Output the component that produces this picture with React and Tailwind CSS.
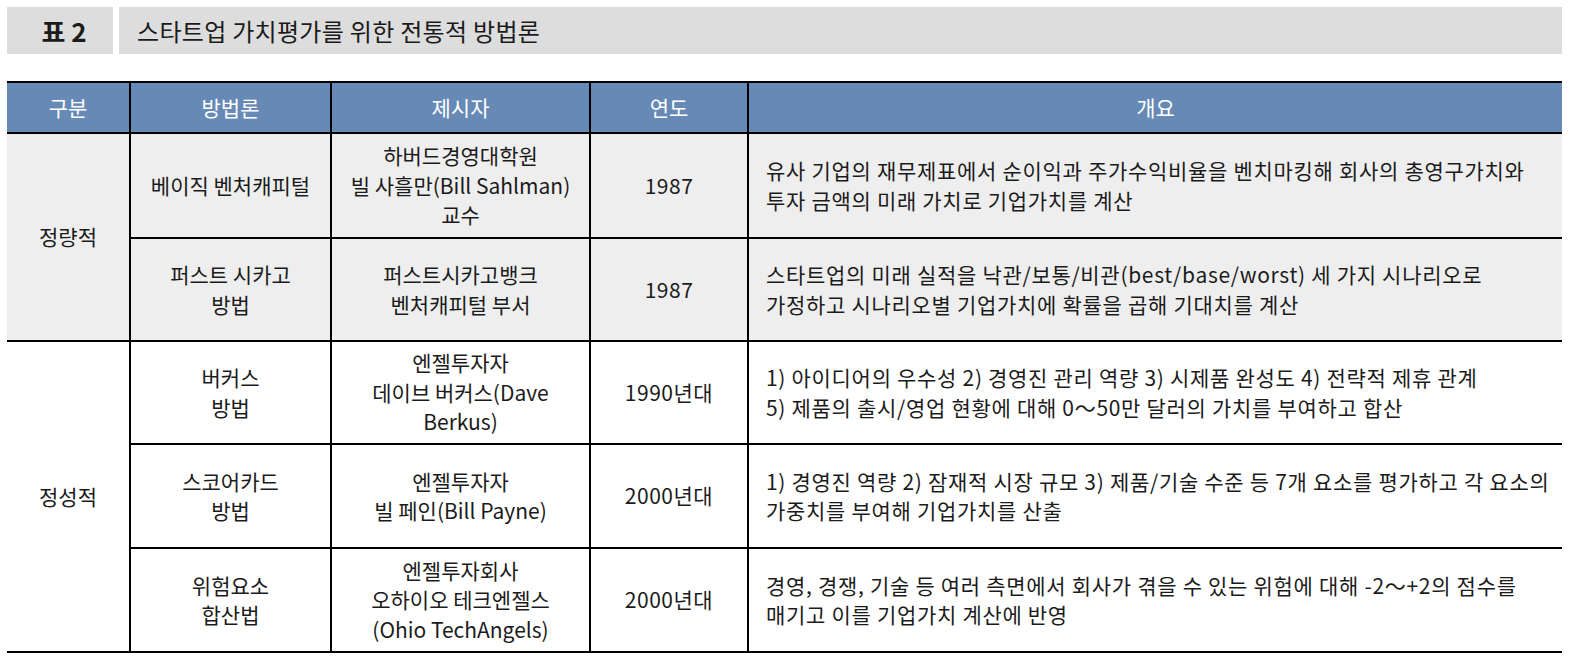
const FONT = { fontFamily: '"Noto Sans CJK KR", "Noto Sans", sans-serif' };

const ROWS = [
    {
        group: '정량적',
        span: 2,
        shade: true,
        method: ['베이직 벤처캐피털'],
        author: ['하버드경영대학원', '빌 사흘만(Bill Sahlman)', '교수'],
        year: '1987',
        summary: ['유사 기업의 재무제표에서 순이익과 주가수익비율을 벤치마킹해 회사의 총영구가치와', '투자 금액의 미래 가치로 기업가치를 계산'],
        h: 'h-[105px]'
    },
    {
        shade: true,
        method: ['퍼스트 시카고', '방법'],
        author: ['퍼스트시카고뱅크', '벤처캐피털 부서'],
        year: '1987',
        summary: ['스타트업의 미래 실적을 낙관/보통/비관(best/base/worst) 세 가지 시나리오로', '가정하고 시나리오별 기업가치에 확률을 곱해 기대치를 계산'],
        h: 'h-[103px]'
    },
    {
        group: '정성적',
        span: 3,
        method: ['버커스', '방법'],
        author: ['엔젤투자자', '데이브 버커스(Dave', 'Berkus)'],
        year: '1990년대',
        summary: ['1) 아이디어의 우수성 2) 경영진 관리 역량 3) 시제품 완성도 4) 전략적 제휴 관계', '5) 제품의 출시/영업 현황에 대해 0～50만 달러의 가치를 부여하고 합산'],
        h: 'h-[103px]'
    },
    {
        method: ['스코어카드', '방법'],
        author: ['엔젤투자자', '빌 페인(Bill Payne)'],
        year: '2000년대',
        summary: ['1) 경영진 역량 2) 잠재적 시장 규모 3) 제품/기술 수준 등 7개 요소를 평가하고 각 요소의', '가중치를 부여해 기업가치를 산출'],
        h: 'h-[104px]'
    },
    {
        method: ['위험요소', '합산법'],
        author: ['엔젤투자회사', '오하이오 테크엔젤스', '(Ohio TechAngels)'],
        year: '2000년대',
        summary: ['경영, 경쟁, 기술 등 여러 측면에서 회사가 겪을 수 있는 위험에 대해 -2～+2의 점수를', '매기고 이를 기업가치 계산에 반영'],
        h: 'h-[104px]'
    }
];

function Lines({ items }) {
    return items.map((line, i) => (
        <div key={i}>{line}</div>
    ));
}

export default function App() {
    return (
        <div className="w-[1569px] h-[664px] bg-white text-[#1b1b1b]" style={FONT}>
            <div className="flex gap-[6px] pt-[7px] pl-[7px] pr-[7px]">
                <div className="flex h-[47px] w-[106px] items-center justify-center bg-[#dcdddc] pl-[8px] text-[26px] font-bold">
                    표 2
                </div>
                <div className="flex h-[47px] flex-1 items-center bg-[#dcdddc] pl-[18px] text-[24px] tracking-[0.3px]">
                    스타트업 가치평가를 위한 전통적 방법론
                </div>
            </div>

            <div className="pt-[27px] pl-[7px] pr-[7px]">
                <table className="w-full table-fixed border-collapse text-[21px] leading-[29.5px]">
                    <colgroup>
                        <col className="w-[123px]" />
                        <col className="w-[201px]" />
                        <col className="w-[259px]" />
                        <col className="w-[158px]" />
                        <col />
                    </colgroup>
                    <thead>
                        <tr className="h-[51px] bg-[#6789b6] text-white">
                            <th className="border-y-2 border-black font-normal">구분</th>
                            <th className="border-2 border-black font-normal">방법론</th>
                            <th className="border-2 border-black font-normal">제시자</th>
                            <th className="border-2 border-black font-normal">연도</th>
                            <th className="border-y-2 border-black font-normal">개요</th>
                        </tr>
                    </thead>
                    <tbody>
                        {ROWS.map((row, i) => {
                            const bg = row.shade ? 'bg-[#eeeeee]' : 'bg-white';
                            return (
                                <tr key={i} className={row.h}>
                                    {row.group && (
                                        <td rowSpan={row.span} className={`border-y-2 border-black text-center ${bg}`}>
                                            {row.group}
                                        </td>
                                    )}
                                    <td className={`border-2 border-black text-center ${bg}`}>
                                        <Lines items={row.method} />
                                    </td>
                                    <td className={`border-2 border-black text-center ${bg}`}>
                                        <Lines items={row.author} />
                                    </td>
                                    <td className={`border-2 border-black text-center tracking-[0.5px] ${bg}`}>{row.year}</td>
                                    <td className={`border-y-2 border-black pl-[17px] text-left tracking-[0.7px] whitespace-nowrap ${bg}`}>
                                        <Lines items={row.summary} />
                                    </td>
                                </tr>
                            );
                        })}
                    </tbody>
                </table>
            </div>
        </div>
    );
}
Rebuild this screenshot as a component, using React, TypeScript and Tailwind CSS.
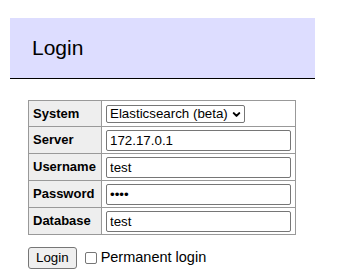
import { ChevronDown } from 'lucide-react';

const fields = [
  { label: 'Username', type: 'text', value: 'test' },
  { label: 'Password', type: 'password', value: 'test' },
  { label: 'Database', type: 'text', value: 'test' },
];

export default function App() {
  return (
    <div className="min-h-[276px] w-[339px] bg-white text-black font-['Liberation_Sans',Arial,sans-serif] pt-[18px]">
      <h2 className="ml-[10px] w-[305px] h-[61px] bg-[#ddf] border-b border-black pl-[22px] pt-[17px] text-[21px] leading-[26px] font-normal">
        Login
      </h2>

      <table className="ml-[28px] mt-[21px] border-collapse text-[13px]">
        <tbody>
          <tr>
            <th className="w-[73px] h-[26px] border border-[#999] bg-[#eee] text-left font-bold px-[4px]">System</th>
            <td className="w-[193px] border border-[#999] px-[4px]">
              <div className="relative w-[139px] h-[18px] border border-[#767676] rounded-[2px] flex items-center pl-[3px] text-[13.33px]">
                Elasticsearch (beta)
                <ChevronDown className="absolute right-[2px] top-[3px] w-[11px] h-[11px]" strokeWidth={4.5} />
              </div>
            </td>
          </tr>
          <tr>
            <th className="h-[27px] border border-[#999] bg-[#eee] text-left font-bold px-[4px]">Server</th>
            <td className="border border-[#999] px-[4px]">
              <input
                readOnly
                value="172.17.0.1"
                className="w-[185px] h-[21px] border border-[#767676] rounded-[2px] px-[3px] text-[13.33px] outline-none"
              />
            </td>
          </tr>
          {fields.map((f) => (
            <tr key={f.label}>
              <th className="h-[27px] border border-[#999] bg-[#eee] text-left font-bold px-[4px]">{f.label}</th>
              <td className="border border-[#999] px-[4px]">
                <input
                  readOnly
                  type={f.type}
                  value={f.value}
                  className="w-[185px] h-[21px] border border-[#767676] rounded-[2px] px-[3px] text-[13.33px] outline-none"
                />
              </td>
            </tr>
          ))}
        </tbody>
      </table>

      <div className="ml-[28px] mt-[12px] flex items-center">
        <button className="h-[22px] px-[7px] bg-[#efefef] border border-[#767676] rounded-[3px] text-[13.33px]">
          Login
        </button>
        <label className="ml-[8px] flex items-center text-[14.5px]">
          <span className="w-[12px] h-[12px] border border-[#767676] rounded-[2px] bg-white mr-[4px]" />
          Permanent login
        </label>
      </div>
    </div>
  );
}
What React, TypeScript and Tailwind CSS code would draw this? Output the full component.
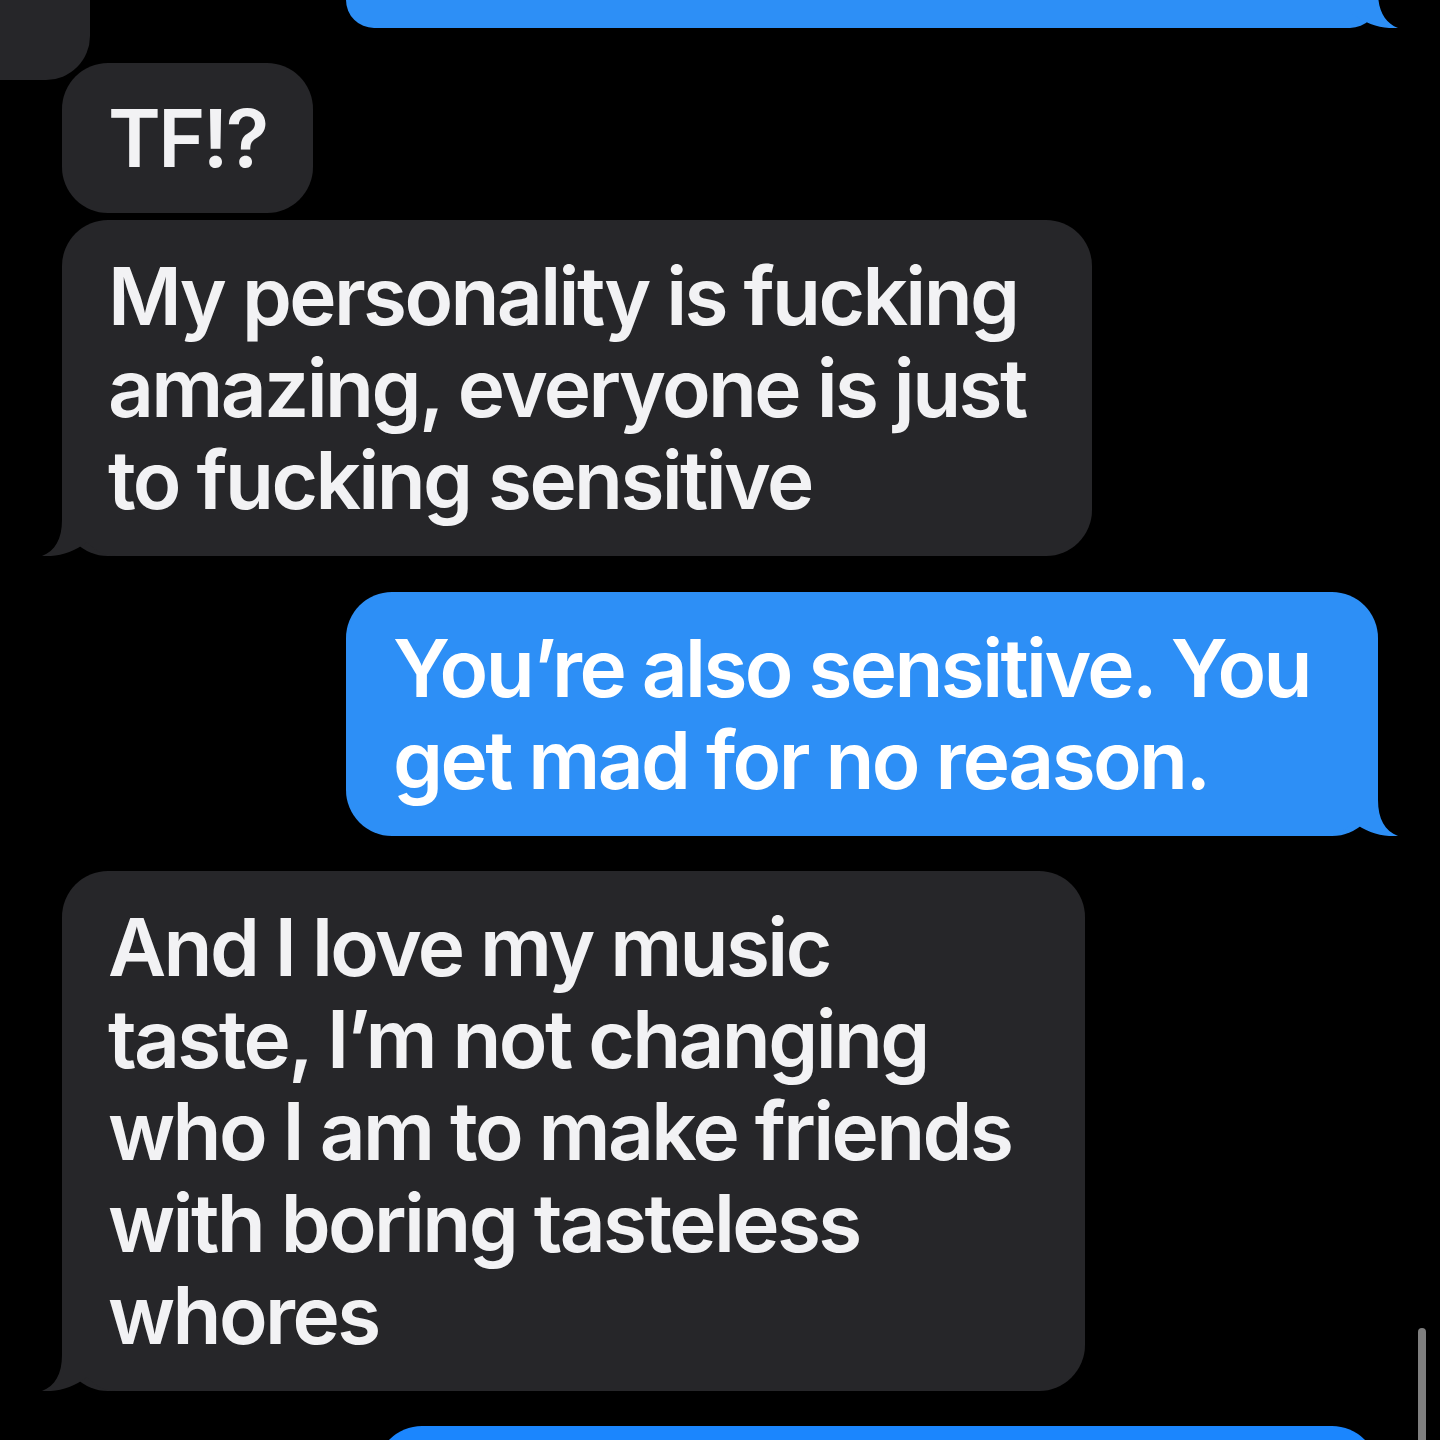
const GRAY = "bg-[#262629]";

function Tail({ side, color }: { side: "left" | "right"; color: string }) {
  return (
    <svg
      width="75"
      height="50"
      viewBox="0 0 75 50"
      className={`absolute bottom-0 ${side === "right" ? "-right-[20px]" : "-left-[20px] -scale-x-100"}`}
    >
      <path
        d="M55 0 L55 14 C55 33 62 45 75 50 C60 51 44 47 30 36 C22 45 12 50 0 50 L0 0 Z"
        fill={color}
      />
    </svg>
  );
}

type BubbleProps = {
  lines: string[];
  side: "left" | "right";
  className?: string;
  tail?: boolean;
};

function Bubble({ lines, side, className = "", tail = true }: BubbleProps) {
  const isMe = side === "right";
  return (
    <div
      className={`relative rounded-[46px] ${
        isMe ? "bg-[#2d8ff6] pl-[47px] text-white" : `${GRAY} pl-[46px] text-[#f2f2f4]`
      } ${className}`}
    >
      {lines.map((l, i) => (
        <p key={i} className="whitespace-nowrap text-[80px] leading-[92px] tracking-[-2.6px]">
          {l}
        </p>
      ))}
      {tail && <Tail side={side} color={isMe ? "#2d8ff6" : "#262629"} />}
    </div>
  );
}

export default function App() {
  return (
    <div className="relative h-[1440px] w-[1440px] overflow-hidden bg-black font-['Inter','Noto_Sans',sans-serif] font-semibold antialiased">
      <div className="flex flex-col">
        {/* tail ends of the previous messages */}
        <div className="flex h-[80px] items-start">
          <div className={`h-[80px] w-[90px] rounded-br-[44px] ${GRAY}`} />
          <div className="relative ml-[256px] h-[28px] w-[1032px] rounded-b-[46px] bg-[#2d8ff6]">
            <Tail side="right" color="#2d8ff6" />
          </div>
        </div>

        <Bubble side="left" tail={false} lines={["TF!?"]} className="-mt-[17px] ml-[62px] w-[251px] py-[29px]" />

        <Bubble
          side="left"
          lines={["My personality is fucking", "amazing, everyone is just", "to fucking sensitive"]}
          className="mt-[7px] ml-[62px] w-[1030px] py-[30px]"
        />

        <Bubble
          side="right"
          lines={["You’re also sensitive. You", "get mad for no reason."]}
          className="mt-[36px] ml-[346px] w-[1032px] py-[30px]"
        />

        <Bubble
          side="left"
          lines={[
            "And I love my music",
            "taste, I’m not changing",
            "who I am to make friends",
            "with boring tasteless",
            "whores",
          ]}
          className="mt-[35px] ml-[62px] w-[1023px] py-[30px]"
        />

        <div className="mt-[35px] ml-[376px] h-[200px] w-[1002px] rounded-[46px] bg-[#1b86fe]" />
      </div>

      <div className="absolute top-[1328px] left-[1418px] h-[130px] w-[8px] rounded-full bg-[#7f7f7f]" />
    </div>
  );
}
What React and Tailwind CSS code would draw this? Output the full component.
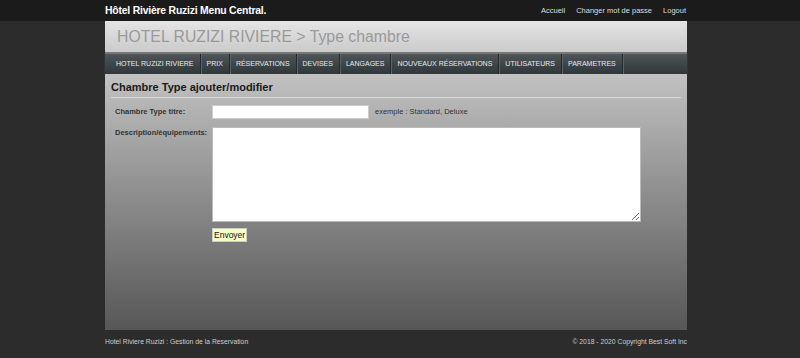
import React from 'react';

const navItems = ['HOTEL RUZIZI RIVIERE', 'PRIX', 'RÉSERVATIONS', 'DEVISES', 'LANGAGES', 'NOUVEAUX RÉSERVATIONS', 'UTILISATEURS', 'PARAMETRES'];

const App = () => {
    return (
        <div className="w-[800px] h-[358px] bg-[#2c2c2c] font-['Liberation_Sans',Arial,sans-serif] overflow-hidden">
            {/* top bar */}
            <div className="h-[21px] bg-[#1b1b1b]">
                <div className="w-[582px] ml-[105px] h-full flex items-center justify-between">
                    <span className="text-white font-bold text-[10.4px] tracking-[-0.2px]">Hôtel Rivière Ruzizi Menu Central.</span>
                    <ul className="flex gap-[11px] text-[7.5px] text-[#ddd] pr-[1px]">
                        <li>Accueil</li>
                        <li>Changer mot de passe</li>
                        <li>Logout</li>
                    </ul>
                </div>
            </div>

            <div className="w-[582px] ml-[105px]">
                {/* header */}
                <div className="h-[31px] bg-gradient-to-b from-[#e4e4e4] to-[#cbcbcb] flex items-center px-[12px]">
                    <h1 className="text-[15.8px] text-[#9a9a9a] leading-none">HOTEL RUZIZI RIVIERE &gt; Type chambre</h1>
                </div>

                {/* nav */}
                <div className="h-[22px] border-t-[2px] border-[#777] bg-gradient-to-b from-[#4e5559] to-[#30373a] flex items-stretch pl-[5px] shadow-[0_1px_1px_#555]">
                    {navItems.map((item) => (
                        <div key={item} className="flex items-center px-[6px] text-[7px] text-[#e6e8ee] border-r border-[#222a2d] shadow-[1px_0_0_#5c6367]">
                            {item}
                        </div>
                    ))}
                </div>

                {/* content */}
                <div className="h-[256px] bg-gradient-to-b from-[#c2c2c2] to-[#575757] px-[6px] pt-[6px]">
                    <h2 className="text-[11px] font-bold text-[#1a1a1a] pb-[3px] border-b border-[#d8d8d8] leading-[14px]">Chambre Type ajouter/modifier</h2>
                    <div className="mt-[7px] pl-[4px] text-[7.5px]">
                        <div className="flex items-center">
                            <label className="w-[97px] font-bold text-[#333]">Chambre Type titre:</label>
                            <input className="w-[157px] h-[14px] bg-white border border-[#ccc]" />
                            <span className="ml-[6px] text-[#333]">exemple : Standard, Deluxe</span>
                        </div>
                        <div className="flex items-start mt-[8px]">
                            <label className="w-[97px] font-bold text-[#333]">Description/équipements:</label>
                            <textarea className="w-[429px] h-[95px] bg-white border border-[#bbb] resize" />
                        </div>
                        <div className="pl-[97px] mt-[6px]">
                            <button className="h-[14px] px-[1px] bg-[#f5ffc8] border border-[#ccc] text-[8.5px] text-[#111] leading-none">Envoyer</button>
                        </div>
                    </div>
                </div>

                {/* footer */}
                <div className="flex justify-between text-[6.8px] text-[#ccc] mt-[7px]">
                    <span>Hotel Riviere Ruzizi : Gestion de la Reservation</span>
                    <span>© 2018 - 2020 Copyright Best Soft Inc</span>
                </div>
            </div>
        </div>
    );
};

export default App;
###
▸ **WHAT YOU HAVE TO DO**:
In the listing above, find the line with "What React and" and the line with "const navItems = ['HOTEL". Set down both and every line between them, minus the pictures.

▸ **RESPONSE**:
What React and Tailwind CSS code would draw this? Output the full component.
import React from 'react';

const navItems = ['HOTEL RUZIZI RIVIERE', 'PRIX', 'RÉSERVATIONS', 'DEVISES', 'LANGAGES', 'NOUVEAUX RÉSERVATIONS', 'UTILISATEURS', 'PARAMETRES'];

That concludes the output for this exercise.